For the first time, the Financial Stability Oversight Council (FSOC) has identified climate change as “an emerging and increasing threat to U.S. financial stability.”

The FSOC stated climate change’s threats to the market are both physical (wildfires, rising sea levels, stronger and more powerful storms) and transitional (changes in policy and public sentiment to entities that produce carbon emissions).

In a report released Thursday, the FSOC urged market participants, public companies, and regulators to develop a common agenda to respond, laying out a suggested course of action that includes assessing and measuring the risks posed by climate change, disclosing those risks, and managing them over the long term.

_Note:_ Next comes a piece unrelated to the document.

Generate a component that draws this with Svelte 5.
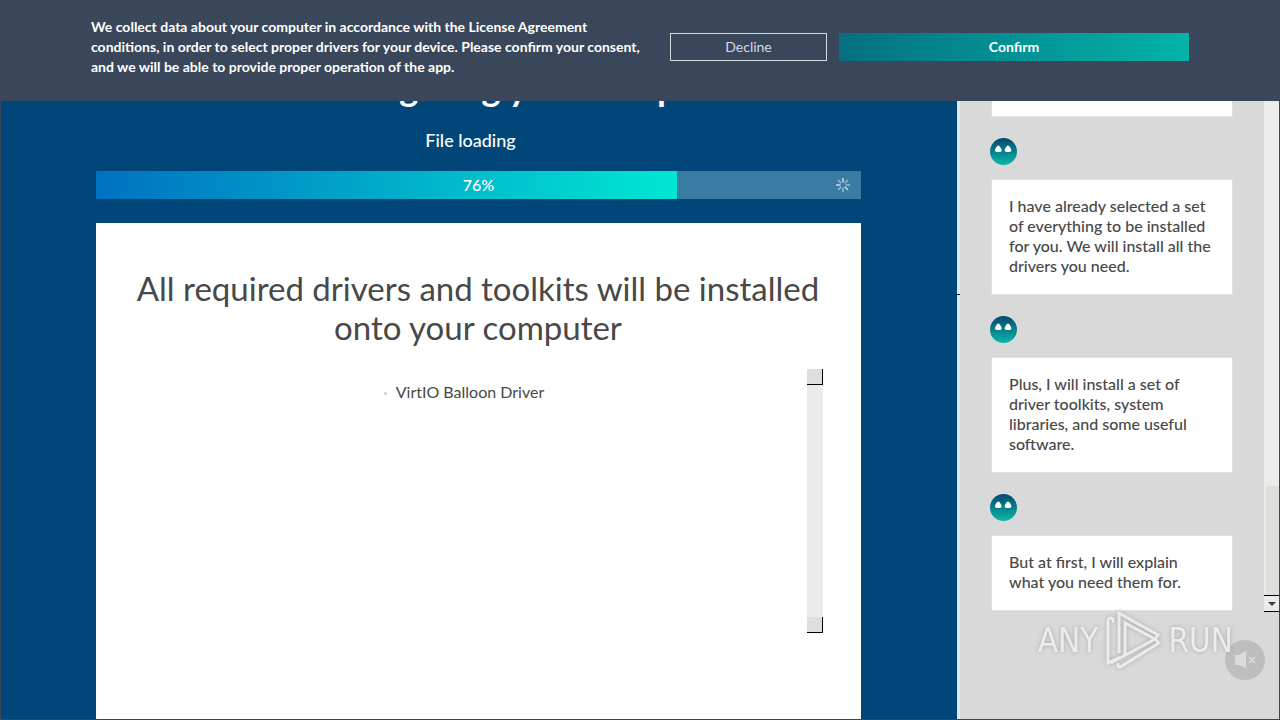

Established by the Dodd-Frank Act of 2010 and operating under the umbrella of the Treasury Department, the FSOC has the responsibility of monitoring and addressing overall risks to stability of the U.S. financial system. Its report was requested by President Joe Biden as part of an executive order on climate-related financial risk in May.

“FSOC’s report and recommendations represent an important first step towards making our financial system more resilient to the threat of climate change,” Treasury Secretary Janet Yellen said in a press release. “These measures will support the administration’s urgent, whole-of-government effort on climate change and help the financial system support an orderly, economy-wide transition toward the goal of net-zero emissions.”

A fact sheet the FSOC included with the report outlined four steps it is recommending to members as a response to climate change-related financial risk. Some regulators that are FSOC members include the Securities and Exchange Commission (SEC), the Federal Reserve Board, and the Commodity Futures Trading Commission (CFTC). The steps are:

  • Expand capacities to measure climate change-related risks to financial performance of regulated entities by helping them to define, identify, measure, monitor, assess, and report on those risks. The effort “should include investments in staffing, training, expertise, data, analytic and modeling methodologies, and monitoring.” Results of such assessments should be made available to the public in annual reports, risk reports, and other public documents.
  • Fill gaps in climate change-related data and methodologies by identifying existing data and then “develop plans for acquiring necessary additional data through data collection, data sharing, or data procurement.” As part of that process, FSOC members should “develop consistent data standards, definitions, and relevant metrics, and coordinate as they identify and fill data gaps and address data issues.”
  • Encourage regulated entities to enhance and improve public disclosures on climate change-related risk, with an eye toward making those disclosures consistent, comparable, and actionable. Disclosures could, for example, reveal an estimate on how much greenhouse gases were emitted by the company in the past year, as much as that is possible and appropriate.
  • Use scenario analysis as a tool for assessing climate change-related risks, building on existing work developed by the Network of Central Banks and the Financial Stability Board.

As far as analyzing climate change-related risks to the U.S. financial markets, several regulators already have initiatives underway.

The SEC has indicated it will evaluate its rules on climate change-related disclosures and has requested public comment on the matter.

In remarks to the FSOC on Thursday, SEC Chair Gary Gensler said the agency is developing a proposal seeking to ”facilitate consistent, comparable, and decision-useful disclosures from companies” on climate change-related risk.

Gensler said the SEC is developing another proposal to address so-called “greenwashing” by investment firms who claim their investment strategies or funds are environmentally friendly.

“I think we ought to consider updating those naming rules and enhancing disclosures so that investors can see what data, methodologies, and criteria stand behind these names and claims,” he said.

The Federal Reserve Board has established two committees tasked with better understanding climate risks and incorporating them into its supervision efforts. Fed Chair Jerome Powell added Thursday that the agency is “developing a program of scenario analysis to evaluate the potential economic and financial risks posed by different climate outcomes.”

Michael Hsu, acting comptroller of the currency, said in a statement the FSOC’s report ”provides an excellent road map for us and the other FSOC members,” and added his office is ”strongly committed to acting on the risks that climate change present to the financial system and will approach this issue with the urgency it warrants.”

The CFTC formed a climate risk unit in March to support the agency’s efforts to determine the role of derivatives in addressing climate-related risks.